Posted Nov 3, 2005 19:55 UTC (Thu) by mcm (guest, #31917) [Link]

i guess the relocations could be compressed, as they can probably be represented as 32-bit offsets to a 64-bit base.

Real-life optimization work

Posted Nov 4, 2005 13:22 UTC (Fri) by nix (subscriber, #2304) [Link]

Indeed they could be compressed, but I think you might need a new relocation type for 64+32 base+offset... (I'm not sure and don't have the specs here).

Real-life optimization work

Posted Nov 5, 2005 3:11 UTC (Sat) by vonbrand (subscriber, #4458) [Link]

Sorry, but comparing the size of the binaries is useless. Use size(1) for that. Also, from what I understand, on SPARC 64-bit binaries are much larger due to larger constants (pointers, integers, ...) all over the place.

Besides, what is the point? To get anything running on an 8-bit machine was a challenge, lots of things you take for granted today weren't even the stuff of wet dreams then. You also have to remember that today the expensive part of the mix is people, not machine. Sure, one could develop mean and lean applications doing most of what today's software does. With enough care, you could even figure out how to include just the features people really use, and shave off quite a bit more.
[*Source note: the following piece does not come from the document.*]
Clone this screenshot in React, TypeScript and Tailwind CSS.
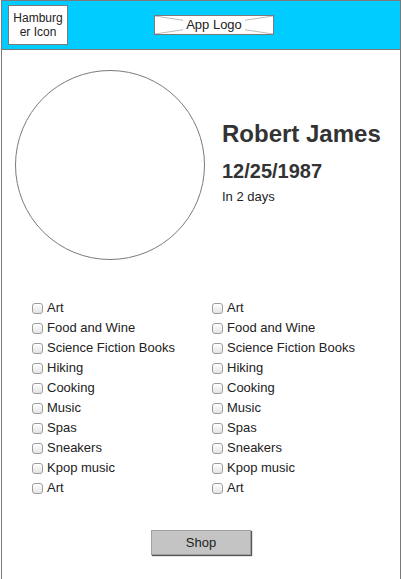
const INTERESTS = [
  "Art",
  "Food and Wine",
  "Science Fiction Books",
  "Hiking",
  "Cooking",
  "Music",
  "Spas",
  "Sneakers",
  "Kpop music",
  "Art",
];

function Checkbox({ label }: { label: string }) {
  return (
    <label className="flex items-center h-[20px] text-[13px] leading-[20px] text-[#222]">
      <span className="w-[11px] h-[11px] rounded-[3px] border border-[#9c9c9c] bg-gradient-to-b from-white to-[#e4e4e4] shadow-[inset_0_1px_0_#fff] mr-[4px] shrink-0" />
      {label}
    </label>
  );
}

function InterestColumn() {
  return (
    <div className="w-[180px] flex flex-col">
      {INTERESTS.map((item, i) => (
        <Checkbox key={i} label={item} />
      ))}
    </div>
  );
}

export default function App() {
  return (
    <div
      className="w-[400px] ml-px h-[579px] border-x border-t border-[#7a7a7a] bg-white overflow-hidden"
      style={{ fontFamily: '"Liberation Sans", Arial, sans-serif' }}
    >
      {/* header */}
      <div className="h-[49px] bg-[#00ccff] border-b border-[#7a7a7a] flex items-start pl-[6px] pt-[4px]">
        <div className="w-[60px] h-[40px] border border-[#7a7a7a] bg-white flex items-center justify-center text-center text-[12px] leading-[14px] text-[#222]">
          Hamburg
          <br />
          er Icon
        </div>
        <div className="relative ml-[86px] mt-[10px] w-[120px] h-[20px] border border-[#7a7a7a] bg-white flex items-center justify-center">
          <svg
            className="absolute inset-0 w-full h-full"
            viewBox="0 0 118 18"
            preserveAspectRatio="none"
          >
            <line x1="0" y1="0" x2="118" y2="18" stroke="#bbb" strokeWidth="1" />
            <line x1="0" y1="18" x2="118" y2="0" stroke="#bbb" strokeWidth="1" />
          </svg>
          <span className="relative bg-white px-[3px] text-[13px] leading-[16px] text-[#222]">
            App Logo
          </span>
        </div>
      </div>

      {/* profile */}
      <div className="flex items-start pl-[13px] pt-[20px]">
        <div className="w-[190px] h-[190px] rounded-full border border-[#7a7a7a] shrink-0" />
        <div className="ml-[17px] mt-[50px] flex flex-col text-[#333]">
          <div className="text-[24px] leading-[28px] font-bold">Robert James</div>
          <div className="mt-[11px] text-[20px] leading-[24px] font-bold">12/25/1987</div>
          <div className="mt-[6px] text-[13px] leading-[16px] text-[#222]">In 2 days</div>
        </div>
      </div>

      {/* interests */}
      <div className="flex pl-[30px] mt-[38px]">
        <InterestColumn />
        <InterestColumn />
      </div>

      <div className="flex justify-center mt-[32px]">
        <button className="w-[100px] h-[25px] bg-[#c4c4c4] border border-[#a0a0a0] shadow-[1px_1px_1px_#555] text-[13px] text-[#222]">
          Shop
        </button>
      </div>
    </div>
  );
}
But the development would be a whole lot more expensive, just for letting a few MiB of RAM lay around unused for a change.

Real-life optimization work

Posted Nov 7, 2005 0:18 UTC (Mon) by nix (subscriber, #2304) [Link]

I size(1)d them, of course; I just didn't want to spray the result all over the comments page.

And, yes, I'd agree that normally shaving bytes off things isn't worth it: however, with that in mind I spent this weekend shaving a few bytes off one data structure in one program and reducing the number of instances of that data structure --- and reducing the program's peak memory consumption from many gigabytes to a few hundred Mb.

But microoptimizations without major results, or pervasive ones, are indeed generally not worth it.